Some of my friends and I are starting a production company where we put on concerts around our area and that's got some incredibly good prospects. If you live in the Seattle/Tacoma/Enumclaw area in Washington and you see a flyer touting a concert put on bv Fallen State Productions, come and check it out. We promise that the sound will be better than last time.


----------



## wolf825 (Jan 30, 2004)

ProfessorAire said:


> Hey, I was browsing around looking for places where I might throw up questions about some Carvin equipment I'm looking at (post under Sound Questions forum) and came upon this lovely site. Man I wish I'd known about this place when I was a freshman in High School. Now that I graduate at the end of this year I've learned most of the important stuff the hard way. The hard, and sometimes very _painful_ way.
> I run sound one to two nights a week guaranteed for my church's Jr. and Sr. High Youth Groups, and do so on one of crappiest installs I've ever seen. I have experience in most tech areas, from Lights to Sound to Video. I also work as a paid technician for community shows at my High School's auditorium/theatre facility. That place has one of the crappiest lighting installs I've ever seen.
> Some of my friends and I are starting a production company where we put on concerts around our area and that's got some incredibly good prospects. If you live in the Seattle/Tacoma/Enumclaw area in Washington and you see a flyer touting a concert put on bv Fallen State Productions, come and check it out. We promise that the sound will be better than last time.

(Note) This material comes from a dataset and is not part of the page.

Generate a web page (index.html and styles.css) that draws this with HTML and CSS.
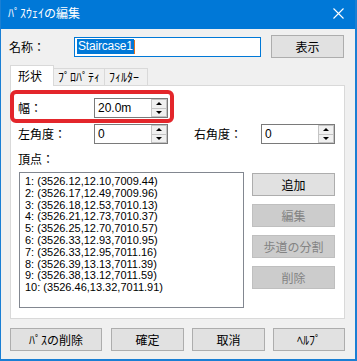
FILE: index.html
```html
<!DOCTYPE html>
<html lang="ja">
<head>
  <meta charset="UTF-8">
  <title>ﾊﾟｽｳｪｲの編集</title>
  <link rel="stylesheet" href="styles.css">
</head>
<body>
  <div class="window">
    <div class="titlebar">
      <span class="title">ﾊﾟｽｳｪｲの編集</span>
      <svg class="close" width="11" height="11" viewBox="0 0 11 11">
        <path d="M0.5 0.5 L10.5 10.5 M10.5 0.5 L0.5 10.5" stroke="#fff" stroke-width="1.1"/>
      </svg>
    </div>

    <div class="namerow">
      <span class="namelabel">名称：</span>
      <div class="textbox"><span class="sel">Staircase1</span><span class="caret"></span></div>
      <button class="btn showbtn">表示</button>
    </div>

    <div class="tabs">
      <div class="tab active">形状</div>
      <div class="tab">ﾌﾟﾛﾊﾟﾃｨ</div>
      <div class="tab">ﾌｨﾙﾀｰ</div>
    </div>

    <div class="panel">
      <div class="highlight"></div>

      <div class="row">
        <span class="label">幅：</span>
        <div class="spin">
          <span class="val">20.0m</span>
          <div class="arrows">
            <div class="arr up"></div>
            <div class="arr down"></div>
          </div>
        </div>
      </div>

      <div class="row row2">
        <span class="label">左角度：</span>
        <div class="spin">
          <span class="val">0</span>
          <div class="arrows">
            <div class="arr up"></div>
            <div class="arr down"></div>
          </div>
        </div>
        <span class="label rlabel">右角度：</span>
        <div class="spin">
          <span class="val">0</span>
          <div class="arrows">
            <div class="arr up"></div>
            <div class="arr down"></div>
          </div>
        </div>
      </div>

      <div class="vlabel">頂点：</div>

      <div class="listarea">
        <div class="list">
          <div>1: (3526.12,12.10,7009.44)</div>
          <div>2: (3526.17,12.49,7009.96)</div>
          <div>3: (3526.18,12.53,7010.13)</div>
          <div>4: (3526.21,12.73,7010.37)</div>
          <div>5: (3526.25,12.70,7010.57)</div>
          <div>6: (3526.33,12.93,7010.95)</div>
          <div>7: (3526.33,12.95,7011.16)</div>
          <div>8: (3526.39,13.13,7011.39)</div>
          <div>9: (3526.38,13.12,7011.59)</div>
          <div>10: (3526.46,13.32,7011.91)</div>
        </div>
        <div class="sidebtns">
          <button class="btn">追加</button>
          <button class="btn disabled">編集</button>
          <button class="btn disabled">歩道の分割</button>
          <button class="btn disabled">削除</button>
        </div>
      </div>
    </div>

    <div class="bottom">
      <button class="btn b-del">ﾊﾟｽの削除</button>
      <button class="btn b-ok">確定</button>
      <button class="btn b-cancel">取消</button>
      <button class="btn b-help">ﾍﾙﾌﾟ</button>
    </div>
  </div>
</body>
</html>
```

FILE: styles.css
```css
html, body {
  margin: 0;
  padding: 0;
}
body {
  font-family: "Noto Sans CJK JP", "Liberation Sans", sans-serif;
  font-size: 12px;
  color: #000;
  background: #f0f0f0;
}
.window {
  width: 357px;
  height: 361px;
  box-sizing: border-box;
  background: #f0f0f0;
  border-left: 1px solid #1a7fd4;
  border-right: 2px solid #1a7fd4;
  border-bottom: 2px solid #1a7fd4;
}
.titlebar {
  height: 29px;
  background: #0078d7;
  color: #fff;
  display: flex;
  align-items: center;
  justify-content: space-between;
  padding-left: 7px;
  padding-right: 11px;
  line-height: 14px;
}
.title {
  margin-top: -3px;
}
.close {
  margin-top: -3px;
}
.namerow {
  margin-top: 6px;
  padding-left: 8px;
  height: 23px;
  display: flex;
  align-items: center;
}
.namelabel {
  width: 65px;
  line-height: 14px;
}
.textbox {
  width: 187px;
  height: 20px;
  box-sizing: border-box;
  border: 1px solid #0078d7;
  background: #fff;
  display: flex;
  align-items: center;
  padding-left: 2px;
}
.sel {
  font-family: "Liberation Sans", sans-serif;
  font-size: 12px;
  letter-spacing: -0.2px;
  background: #0078d7;
  color: #fff;
  line-height: 15px;
  padding: 0 1px;
}
.caret {
  width: 1px;
  height: 14px;
  background: #e07020;
}
.btn {
  font-family: "Noto Sans CJK JP", sans-serif;
  font-size: 12px;
  line-height: 14px;
  color: #000;
  background: #e1e1e1;
  border: 1px solid #adadad;
  height: 23px;
  padding: 0;
  box-sizing: border-box;
  margin: 0;
}
.btn.disabled {
  background: #cccccc;
  border-color: #bfbfbf;
  color: #838383;
}
.showbtn {
  width: 73px;
  margin-left: 10px;
}
.tabs {
  margin-top: 7px;
  margin-left: 9px;
  display: flex;
  align-items: flex-end;
  height: 20px;
  position: relative;
  z-index: 1;
}
.tab {
  height: 17px;
  box-sizing: border-box;
  border: 1px solid #d9d9d9;
  border-left: none;
  border-bottom: none;
  padding: 0 4px;
  line-height: 15px;
  font-size: 12px;
  background: #f0f0f0;
}
.tab.active {
  height: 21px;
  margin-bottom: -1px;
  width: 44px;
  border-left: 1px solid #d9d9d9;
  background: #fff;
  padding-left: 7px;
  line-height: 19px;
}
.tab:nth-child(2) {
  width: 51px;
}
.tab:nth-child(3) {
  width: 43px;
}
.panel {
  position: relative;
  margin-left: 9px;
  width: 335px;
  height: 234px;
  box-sizing: border-box;
  border: 1px solid #d9d9d9;
  background: #fff;
  padding: 12px 0 0 7px;
}
.highlight {
  position: absolute;
  left: -1px;
  top: 4px;
  width: 164px;
  height: 33px;
  box-sizing: border-box;
  border: 4px solid #e3262b;
  border-radius: 6px;
}
.row {
  display: flex;
  align-items: center;
  height: 20px;
}
.row2 {
  margin-top: 6px;
}
.label {
  width: 76px;
  line-height: 14px;
}
.rlabel {
  width: 67px;
  margin-left: 26px;
}
.spin {
  width: 74px;
  height: 20px;
  box-sizing: border-box;
  border: 1px solid #7a7a7a;
  background: #fff;
  display: flex;
  align-items: center;
  justify-content: space-between;
}
.val {
  font-family: "Liberation Sans", sans-serif;
  font-size: 12px;
  padding-left: 3px;
}
.arrows {
  width: 16px;
  height: 18px;
  display: flex;
  flex-direction: column;
  margin-right: 0;
}
.arr {
  flex: 1;
  box-sizing: border-box;
  border: 1px solid #c4c4c4;
  background: #f0f0f0;
  display: flex;
  align-items: center;
  justify-content: center;
}
.arr.up {
  border-bottom: none;
}
.arr::after {
  content: "";
  width: 0;
  height: 0;
  border-left: 3px solid transparent;
  border-right: 3px solid transparent;
}
.arr.up::after {
  border-bottom: 3px solid #000;
}
.arr.down::after {
  border-top: 3px solid #000;
}
.vlabel {
  margin-top: 8px;
  line-height: 14px;
}
.listarea {
  margin-top: 6px;
  display: flex;
}
.list {
  margin-left: 1px;
  width: 225px;
  height: 136px;
  box-sizing: border-box;
  border: 1px solid #828790;
  padding: 3px 0 0 5px;
  font-family: "Liberation Sans", sans-serif;
  font-size: 11px;
  letter-spacing: 0;
  line-height: 11.8px;
}
.sidebtns {
  margin-left: 8px;
  margin-top: 1px;
  width: 83px;
  display: flex;
  flex-direction: column;
  gap: 8px;
}
.bottom {
  margin-top: 9px;
  margin-left: 9px;
  display: flex;
}
.b-del {
  width: 92px;
}
.b-ok {
  width: 73px;
  margin-left: 9px;
}
.b-cancel {
  width: 73px;
  margin-left: 8px;
}
.b-help {
  width: 72px;
  margin-left: 8px;
}
```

Hiya and Welcome aboard...please feel free to post questions and answers--this is a learning forum for all to use. Washington State huh--cool..I have some pals in Farmington who sell wholesale EWI audio gear--like cables, at great prices... 

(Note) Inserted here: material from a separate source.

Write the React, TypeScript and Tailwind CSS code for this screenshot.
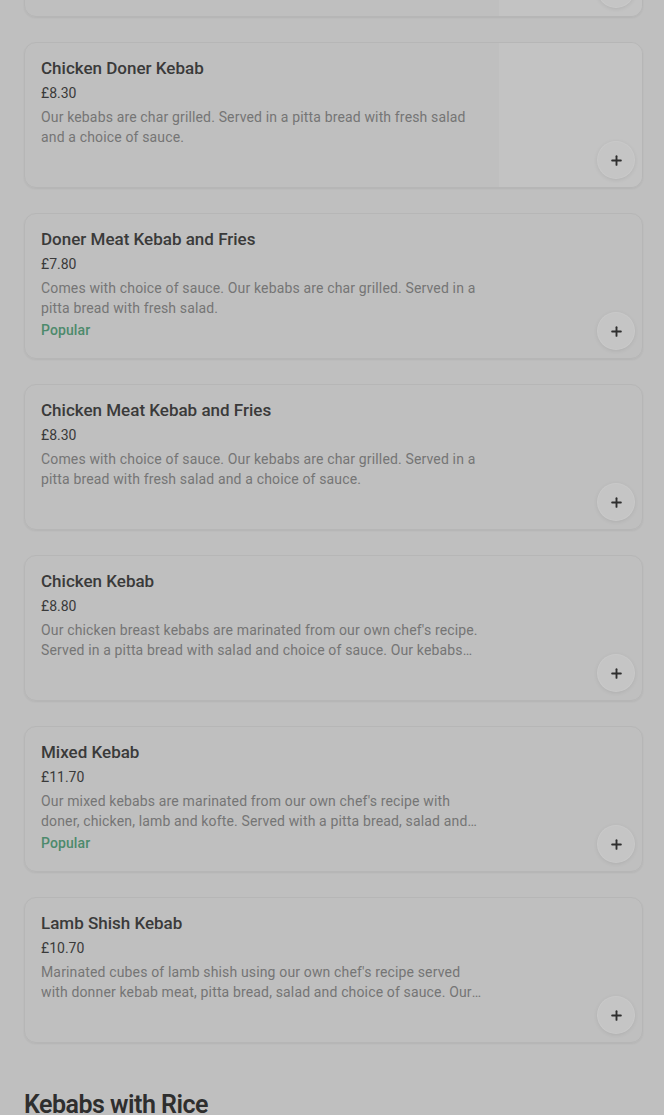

Welcome aboard and look forward to seeing you around the forums. 

wolf


----------



## Nephilim (Jan 31, 2004)

Carvin, eh? Sonic Holography and all that? They make very good home gear.


----------



## DMXtools (Jan 31, 2004)

Nephilim said:


> Carvin, eh? Sonic Holography and all that? They make very good home gear.



Carvin makes some pretty good bass amps, but home gear? Sonic Holography? Aren't you thinking of Carver?


----------



## Nephilim (Jan 31, 2004)

DMXtools said:


> Carvin makes some pretty good bass amps, but home gear? Sonic Holography? Aren't you thinking of Carver?



@#%#. I need more sleep.


----------



## dvsDave (Jan 31, 2004)

Hey ProfessorAire,

Another one of the lower 48 heard from!! Excellent!! Welcome to the site!! I am yoru webmaster, dvsDave, and I just wanted to welcome you to our little online community we like to call ControlBooth.com!! 

Sincerely,
-dvsDave

P.S. anybody got a link for Carver?


----------



## wolf825 (Jan 31, 2004)

dvsDave said:


> P.S. anybody got a link for Carver?



Carver... http://www.carveraudio.com/default2.htm

and for Carvin... http://www.carvin.com/

-wolf


----------



## wemeck (Feb 1, 2004)

Well aboard! I have recently collected some on line sound resources from our main sound vendor and posted some where here! I hope to see you around the forums and feel free to share your production war stories.


----------